Aim of the exercise —
Look through the material below. Copy each line that contains the string "React".

Information shown —
— begin —
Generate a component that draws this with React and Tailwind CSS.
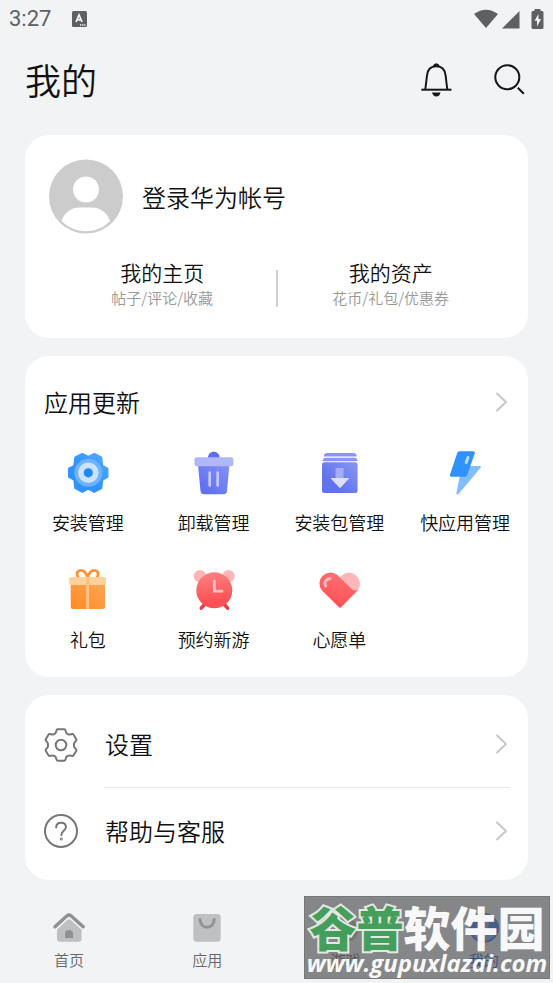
import React from "react";

const TOOLS = [
  { label: "安装管理", Icon: GearIcon },
  { label: "卸载管理", Icon: TrashIcon },
  { label: "安装包管理", Icon: PackageIcon },
  { label: "快应用管理", Icon: BoltIcon },
  { label: "礼包", Icon: GiftIcon },
  { label: "预约新游", Icon: ClockIcon },
  { label: "心愿单", Icon: HeartIcon },
];

const TABS = [
  { label: "首页", Icon: HomeIcon },
  { label: "应用", Icon: BagIcon },
  { label: "游戏", Icon: GameIcon },
  { label: "我的", Icon: MeIcon, active: true },
];

function GearIcon() {
  return (
    <svg className="size-12" viewBox="0 0 48 48" aria-hidden="true">
      <defs>
        <linearGradient id="gear" x1="1" y1="0" x2="0" y2="1">
          <stop offset="0" stopColor="#55aaff" />
          <stop offset="0.6" stopColor="#2e92ff" />
        </linearGradient>
      </defs>
      <path
        d="M30.300 4.800L37.300 8.400L38.300 16.800L43.500 19.700V27.900L38.300 30.800L37.300 39.200L30.300 42.800L24.300 39.700L18.300 42.800L11.300 39.200L10.300 30.800L5 27.900V19.700L10.300 16.800L11.300 8.400L18.300 4.800L24.300 7.900Z"
        fill="url(#gear)"
        stroke="url(#gear)"
        strokeWidth="2"
        strokeLinejoin="round"
      />
      <circle cx="24.300" cy="23.800" r="14" fill="#6db3ff" />
      <circle cx="24.300" cy="23.800" r="10.200" fill="#cbe3ff" />
      <circle cx="24.300" cy="23.800" r="4.600" fill="#1f87fb" />
    </svg>
  );
}

function TrashIcon() {
  return (
    <svg className="size-12" viewBox="0 0 48 48" aria-hidden="true">
      <defs>
        <linearGradient id="bin" x1="1" y1="0" x2="0.2" y2="0.8">
          <stop offset="0" stopColor="#8692f7" />
          <stop offset="1" stopColor="#6072ee" />
        </linearGradient>
      </defs>
      <path d="M17.800 9C18 5 20.500 2.700 23.800 2.700S29.600 5 29.800 9Z" fill="#5d6ff0" />
      <path d="M8 16H39.400L37 42C36.700 44.300 35.500 45.300 33.500 45.300H14C12 45.300 10.800 44.300 10.500 42Z" fill="url(#bin)" />
      <rect x="4.400" y="8.300" width="39" height="8.900" rx="2.500" fill="#b0b8fb" />
      <path d="M19.700 23.500V36.500M27.700 23.500V36.500" stroke="#c3c9fd" strokeWidth="2.700" strokeLinecap="round" />
    </svg>
  );
}

function PackageIcon() {
  return (
    <svg className="size-12" viewBox="0 0 48 48" aria-hidden="true">
      <defs>
        <linearGradient id="pack" x1="1" y1="0" x2="0.3" y2="0.7">
          <stop offset="0" stopColor="#8a96f5" />
          <stop offset="1" stopColor="#6174ec" />
        </linearGradient>
      </defs>
      <path d="M8.800 7.600C9 5 10 4 12 4H38.500C40.500 4 41.500 5 41.700 7.600Z" fill="#8996f6" />
      <path d="M7.600 12.200C7.700 9.800 9 8.700 11 8.700H39.500C41.500 8.700 42.500 9.800 42.600 12.200Z" fill="#8996f6" />
      <rect x="7" y="13.300" width="35.600" height="30.700" rx="2.500" fill="url(#pack)" />
      <rect x="20.600" y="19" width="8" height="11" fill="#a4adf8" />
      <path d="M16.500 29H33.400C34 29 34 29.600 33.600 30L25.700 38.600Q25 39.200 24.300 38.600L16.300 30C15.900 29.500 16 29 16.500 29Z" fill="#dde0fd" />
    </svg>
  );
}

function BoltIcon() {
  return (
    <svg className="size-12" viewBox="0 0 48 48" aria-hidden="true">
      <path d="M28 17H39Q40.500 17.300 39.600 18.800L17.600 45Q16 46 15.300 44.400L19 26Z" fill="#80beff" />
      <path d="M18.500 2.300H32.500Q34.300 2.500 33.800 4.200L26.200 26Q25.500 27.700 23.500 27.700H10.300Q8.500 27.500 9 25.800L16.200 4Q16.900 2.300 18.500 2.300Z" fill="#2e92ff" />
      <path d="M27 8.500L25.200 13.500" stroke="#b7daff" strokeWidth="3" strokeLinecap="round" />
    </svg>
  );
}

function GiftIcon() {
  return (
    <svg className="size-12" viewBox="0 0 48 48" aria-hidden="true">
      <defs>
        <linearGradient id="gift" x1="1" y1="0" x2="0.2" y2="0.9">
          <stop offset="0" stopColor="#ffa655" />
          <stop offset="1" stopColor="#ff8e2c" />
        </linearGradient>
      </defs>
      <path d="M23.600 12C22.500 6 19 3.700 15.800 4.500C12.300 5.600 12.300 9 14.500 11.500M23.600 12C24.700 6 28.200 3.700 31.400 4.500C34.900 5.600 34.900 9 32.700 11.500" fill="none" stroke="#ff922f" strokeWidth="2.800" />
      <path d="M6.700 17H41V40.500Q41 43 38.500 43H9.200Q6.700 43 6.700 40.500Z" fill="url(#gift)" />
      <rect x="5" y="11" width="37" height="8" rx="2" fill="#ffd19d" />
      <path d="M23.600 12V43" stroke="#ffc184" strokeWidth="3" />
    </svg>
  );
}

function ClockIcon() {
  return (
    <svg className="size-12" viewBox="0 0 48 48" aria-hidden="true">
      <defs>
        <linearGradient id="clock" x1="0.5" y1="0" x2="0.6" y2="0.8">
          <stop offset="0" stopColor="#ff8080" />
          <stop offset="1" stopColor="#fb5054" />
        </linearGradient>
      </defs>
      <circle cx="10" cy="10.200" r="6.200" fill="#ffb6b8" />
      <circle cx="38.500" cy="10.200" r="6.200" fill="#ffb6b8" />
      <path d="M14.500 38.500L11.200 42.200M34.300 38.500L37.600 42.200" stroke="#e93b42" strokeWidth="3.400" strokeLinecap="round" />
      <circle cx="24.300" cy="24.300" r="18" fill="url(#clock)" />
      <path d="M24.300 15V25.200H32" fill="none" stroke="#ffc4c5" strokeWidth="2.700" strokeLinecap="round" />
    </svg>
  );
}

function HeartIcon() {
  return (
    <svg className="size-12" viewBox="0 0 48 48" aria-hidden="true">
      <defs>
        <linearGradient id="heart" x1="0.6" y1="0" x2="0.3" y2="1">
          <stop offset="0" stopColor="#ff7074" />
          <stop offset="1" stopColor="#fb4f53" />
        </linearGradient>
      </defs>
      <path d="M25 11.500A10.800 10.800 0 1 1 43 23.800Q39 27 34 24Z" fill="#ffb6b8" />
      <path d="M7 24.500A11 11 0 0 1 22.500 9L35 21.500Q39.500 26.500 44 23.200L26 41.300Q25 42.300 24 41.300Z" fill="url(#heart)" />
      <path d="M10.700 20Q7.800 14.500 15 12.500" fill="none" stroke="#ffb9bb" strokeWidth="3" strokeLinecap="round" />
    </svg>
  );
}

function HomeIcon() {
  return (
    <svg className="size-8" viewBox="0 0 32 32" aria-hidden="true">
      <path d="M4 17.500L14.500 7.800Q16 6.500 17.500 7.800L28.600 17.500V26.500Q28.600 29.700 25.500 29.700H7.200Q4 29.700 4 26.500Z" fill="#bfc0c2" />
      <path d="M2 14.800L14 3.800Q16 2.300 18 3.800L30.200 14.800" fill="none" stroke="#f1f3f5" strokeWidth="6" />
      <path d="M2 14.800L14 3.800Q16 2.300 18 3.800L30.200 14.800" fill="none" stroke="#8f9193" strokeWidth="3.400" strokeLinecap="round" />
      <path d="M12 26V21.500Q12 18 16 18T20 21.500V26Z" fill="#8f9193" />
    </svg>
  );
}

function BagIcon() {
  return (
    <svg className="size-8" viewBox="0 0 32 32" aria-hidden="true">
      <rect x="2.300" y="2" width="27.400" height="27.700" rx="3.500" fill="#bfc0c2" />
      <path d="M9 7.500C9.500 17.800 22.700 17.800 23.200 7.500" fill="none" stroke="#8f9193" strokeWidth="3" strokeLinecap="round" />
    </svg>
  );
}

function GameIcon() {
  return (
    <svg className="size-8" viewBox="0 0 32 32" aria-hidden="true">
      <circle cx="16" cy="18" r="12" fill="#bfc0c2" />
      <path d="M4 12L16 16" stroke="#8f9193" strokeWidth="3" strokeLinecap="round" />
    </svg>
  );
}

function MeIcon() {
  return (
    <svg className="size-8" viewBox="0 0 32 32" aria-hidden="true">
      <circle cx="16" cy="16" r="15" fill="#3f7bf5" />
      <circle cx="16" cy="12" r="5" fill="#8eb2ff" />
      <path d="M6 24Q16 14 26 24Q16 34 6 24Z" fill="#8eb2ff" />
    </svg>
  );
}

function Chevron() {
  return (
    <svg className="h-6 w-4 shrink-0" viewBox="0 0 16 24" fill="none" stroke="#c8c8c8" strokeWidth="2" strokeLinecap="round" strokeLinejoin="round" aria-hidden="true">
      <path d="M3 3.500L12 12L3 20.500" />
    </svg>
  );
}

function StatusBar() {
  return (
    <div className="flex h-[38px] items-center justify-between px-[9px] text-[#5f6062]">
      <div className="flex items-center gap-5">
        <span className="font-['Roboto',sans-serif] text-[22px] leading-6 font-normal">3:27</span>
        <svg className="size-4" viewBox="0 0 16 16" aria-hidden="true">
          <rect x="1" width="15" height="16" rx="1.500" fill="currentColor" />
          <path d="M5 11L8 4L11 11M6 8.800H10" fill="none" stroke="#f1f3f5" strokeWidth="1.800" />
          <path d="M9 14H14.500" stroke="#f1f3f5" strokeWidth="1.300" strokeDasharray="1.300 0.800" />
        </svg>
      </div>
      <svg className="h-5 w-[70px]" viewBox="0 0 70 20" fill="currentColor" aria-hidden="true">
        <path d="M0 5Q12 -3.500 24 5L12 19Z" />
        <path d="M28 19.500L45.500 2V19.500Z" />
        <path d="M60.500 0H66.500V2H68Q69.500 2 69.500 3.500V18.500Q69.500 20 68 20H59Q57.500 20 57.500 18.500V3.500Q57.500 2 59 2H60.500Z" />
        <path d="M64.500 5L60.500 11.800H63V17.500L67 10H64.500Z" fill="#f1f3f5" />
      </svg>
    </div>
  );
}

function Header() {
  return (
    <header className="flex h-[97px] items-start justify-between pt-6 pr-[26px] pl-[25px]">
      <h1 className="text-4xl leading-[34px]">我的</h1>
      <div className="flex gap-[37px]">
        <button type="button" aria-label="消息">
          <svg className="size-9" viewBox="0 0 36 36" fill="none" stroke="#161616" strokeWidth="2" aria-hidden="true">
            <path d="M3.300 27.700H33.500" />
            <path d="M7.300 27.500L9 13.500C9.600 7.500 13 4.200 18.300 4.200S27 7.500 27.600 13.500L29.300 27.500" />
            <path d="M14.800 4Q16 1.300 18.300 1.300T21.800 4Q18.300 5 14.800 4Z" fill="#161616" stroke="none" />
            <path d="M14 30.500H22.600Q21.500 34.500 18.300 34.500T14 30.500Z" fill="#161616" stroke="none" />
          </svg>
        </button>
        <button type="button" aria-label="搜索">
          <svg className="size-9" viewBox="0 0 36 36" fill="none" stroke="#161616" strokeWidth="2" aria-hidden="true">
            <circle cx="16.300" cy="15.200" r="12" />
            <path d="M26.800 25.800L32.800 31.800" />
          </svg>
        </button>
      </div>
    </header>
  );
}

function ProfileLink({ title, detail }) {
  return (
    <a href="#" className="flex-1 text-center">
      <span className="block text-[21px] leading-7">{title}</span>
      <span className="block text-[15px] leading-6 text-[#999999]">{detail}</span>
    </a>
  );
}

function ProfileCard() {
  return (
    <section className="rounded-3xl bg-white px-6 pt-6 pb-7">
      <button type="button" className="flex items-center gap-[18px] text-left">
        <svg className="size-[75px]" viewBox="0 0 75 75" aria-hidden="true">
          <circle cx="37" cy="37.500" r="37" fill="#cccccc" />
          <circle cx="37" cy="30.500" r="13" fill="white" />
          <path d="M12.500 62C15.500 53 22.500 48.500 30.500 48.500H42.500C50.500 48.500 58 53 61 62C48.500 75.500 25.500 75.500 12.500 62Z" fill="white" />
        </svg>
        <span className="text-2xl leading-8">登录华为帐号</span>
      </button>
      <div className="mt-6 flex items-center">
        <ProfileLink title="我的主页" detail="帖子/评论/收藏" />
        <span className="mt-2 h-[37px] w-0.5 bg-[#d0d0d0]" />
        <ProfileLink title="我的资产" detail="花币/礼包/优惠券" />
      </div>
    </section>
  );
}

function ToolsCard() {
  return (
    <section className="rounded-3xl bg-white pt-[30px] pb-[26px]">
      <a href="#" className="flex items-center justify-between pr-[18px] pl-[19px]">
        <h2 className="text-2xl leading-8">应用更新</h2>
        <Chevron />
      </a>
      <div className="mt-[31px] grid grid-cols-4 gap-y-8">
        {TOOLS.map(({ label, Icon }) => (
          <button type="button" key={label} className="flex flex-col items-center gap-[13px]">
            <Icon />
            <span className="text-lg leading-6 whitespace-nowrap">{label}</span>
          </button>
        ))}
      </div>
    </section>
  );
}

function SettingsCard() {
  return (
    <section className="rounded-3xl bg-white py-[6px]">
      <a href="#" className="flex items-center pl-[18px]">
        <svg className="size-9 shrink-0" viewBox="0 0 36 36" fill="none" stroke="#777777" strokeWidth="2" strokeLinejoin="round" aria-hidden="true">
          <path d="M14.800 2.200H21.200Q22 2.200 22.300 3L23 5.200Q23.400 6.300 24.300 6.800L25 7.200Q26 7.800 27.100 7.500L29.200 7Q30 6.800 30.400 7.500L33.300 12.300Q33.700 13 33.100 13.700L31.700 15.300Q31 16.100 31 17.200V18.800Q31 19.900 31.700 20.700L33.100 22.300Q33.700 23 33.300 23.700L30.400 28.500Q30 29.200 29.200 29L27.100 28.500Q26 28.200 25 28.800L24.300 29.200Q23.400 29.700 23 30.800L22.300 33Q22 33.800 21.200 33.800H14.800Q14 33.800 13.700 33L13 30.800Q12.600 29.700 11.700 29.200L11 28.800Q10 28.200 8.900 28.500L6.800 29Q6 29.200 5.600 28.500L2.700 23.700Q2.300 23 2.900 22.300L4.300 20.700Q5 19.900 5 18.800V17.200Q5 16.100 4.300 15.300L2.900 13.700Q2.300 13 2.700 12.300L5.600 7.500Q6 6.800 6.800 7L8.900 7.500Q10 7.800 11 7.200L11.700 6.800Q12.600 6.300 13 5.200L13.700 3Q14 2.200 14.800 2.200Z" />
          <circle cx="18" cy="18" r="5.300" />
        </svg>
        <span className="mr-[18px] ml-[25px] flex h-[87px] flex-1 items-center justify-between border-b border-[#e9e9e9] pl-px text-2xl leading-8">
          设置
          <Chevron />
        </span>
      </a>
      <a href="#" className="flex items-center pl-[18px]">
        <svg className="size-9 shrink-0" viewBox="0 0 36 36" fill="none" stroke="#777777" strokeWidth="2" strokeLinecap="round" aria-hidden="true">
          <circle cx="18" cy="18" r="16" />
          <path d="M13.200 14.500C13.200 11.500 15.200 9.800 18 9.800S22.900 11.500 22.900 14.200C22.900 17.800 18.300 17.700 18.300 22" />
          <circle cx="18.300" cy="26" r="0.500" />
        </svg>
        <span className="mr-[18px] ml-[25px] flex h-[86px] flex-1 items-center justify-between pl-px text-2xl leading-8">
          帮助与客服
          <Chevron />
        </span>
      </a>
    </section>
  );
}

function Watermark() {
  return (
    <div className="pointer-events-none absolute right-[3px] bottom-1 flex h-[83px] w-[246px] flex-col items-center border border-[#777777] bg-[#4b4b4b]/65 font-bold whitespace-nowrap text-white">
      <div className="mt-1 text-[47px] leading-[50px] font-black opacity-95">
        <span className="text-[#43a05a] [-webkit-text-stroke:4px_#e8efe8] [paint-order:stroke_fill]">谷普</span>
        <span>软件园</span>
      </div>
      <div className="font-['Open_Sans',sans-serif] text-2xl leading-6 italic opacity-95">www.gupuxlazai.com</div>
    </div>
  );
}

function TabBar() {
  return (
    <nav className="relative flex h-[103px] pt-8">
      {TABS.map(({ label, Icon, active }) => (
        <a href="#" key={label} className={`flex flex-1 flex-col items-center gap-1 text-[15px] leading-6 ${active ? "text-[#0a59f7]" : "text-[#66676a]"}`}>
          <Icon />
          {label}
        </a>
      ))}
      <Watermark />
    </nav>
  );
}

export default function App() {
  return (
    <div className="min-h-screen bg-[#f1f3f5] font-['Noto_Sans_CJK_SC',sans-serif] font-[350] text-[#111111]">
      <StatusBar />
      <Header />
      <main className="flex flex-col gap-[18px] px-[25px]">
        <ProfileCard />
        <ToolsCard />
        <SettingsCard />
      </main>
      <TabBar />
    </div>
  );
}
— end —
Result for this exercise —
Generate a component that draws this with React and Tailwind CSS.
import React from "react";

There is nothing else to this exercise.